Modern Western Christianity is much different from Bible times, to say the least. Everything has changed – some things for the better, some not so much. Of course, the world has changed too. Among other things, thanks to modern conveniences, housework and cooking take a lot less time than they used to. Both boys and girls go to school for most of the day. Financial pressures (both actual and socially imposed) are nothing like they were in Jesus’ time.
The increased number of women in the workforce is another huge change. (The website Biblical Gender Roles refers to this as “the scourge of feminism.”)
Of course, working women complicate family life – but that doesn’t make it wrong or bad. Parents in every era of human history have succeeded and failed to do a good job raising their kids. Kids have gone astray in every generation, some of them poorly raised, some impeccably raised.

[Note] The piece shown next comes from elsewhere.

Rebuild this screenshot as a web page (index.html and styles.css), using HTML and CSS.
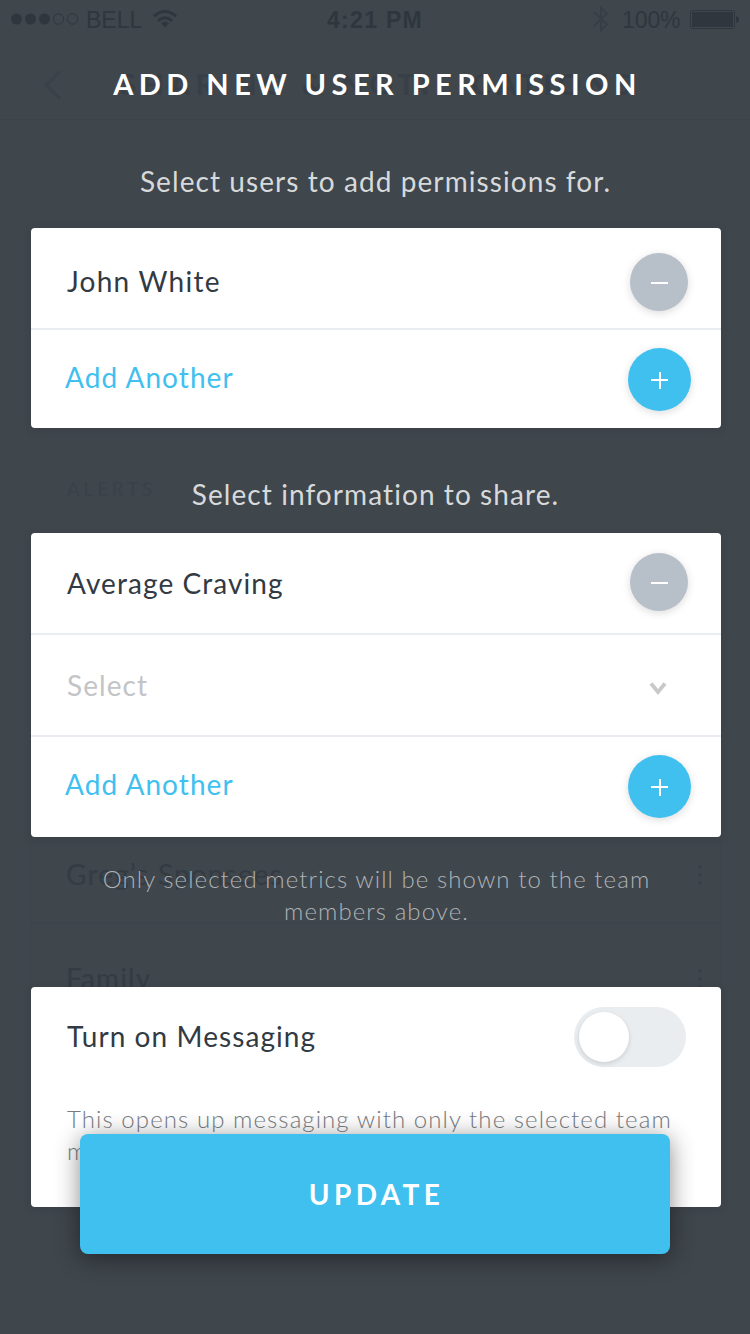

Marriages today are usually built on mutuality and (at least in theory) equality; love and devotion are in place before the wedding. This is not like Bible times – does that make it wrong, or is it just different? Or might it even be an improvement?
Those who insist on “biblical” marriage standards like subservience, women as property, and (heaven help us) spanking in this context make the Bible irrelevant. This is a rebuke of Christian leaders’ faulty interpretations, not a reflection on the Bible itself.
Dr. Adrian Thatcher of the University of Exeter suggests that we expand our thinking:
Wives can love their husbands as Christ loved the Church, even if it never occurred to this first-century author to say so…There is more to marriage than adhering to particular details of its historical practice. Understanding of marriage can deepen.
In the quotes we looked at last time, love was not part of the discussion. The author made no attempt to understand marriage on a deeper level than its power structure. I saw only a self-privileged male writer drunk on the totalitarian control he had given himself. (Is this hyperbole, or accurate?)
With all that said, let’s move into a discussion of divorce.
We will start with an overview from everyone’s new favorite website, Biblical Gender Roles (BGR). What does this conservative “biblicist” have to say about divorce? (If you missed my last post, in which I quoted from BGR at length, go here. To catch this series from the beginning, go here.)
The big picture
He saw the law as something pliable, a means to an end – not an end in itself. He innovated, reapplying parts to fit the new, improved, love-focused community of faith.
No doubt, this was jarring to his followers (and detractors). After centuries of Mosaic law, it would be hard to get used to those changes. Some rejected them completely.
Today, we are perfectly comfortable with Jesus’ innovations – we’ve never known a different kind of faith walk.
Fundamentalists (and whoever else adheres to the old law), in trying to practice “pure” Christianity, have lost the thread. They “tithe dill and mint and cumin” but neglect “justice and mercy and faithfulness” (Matthew 23:33).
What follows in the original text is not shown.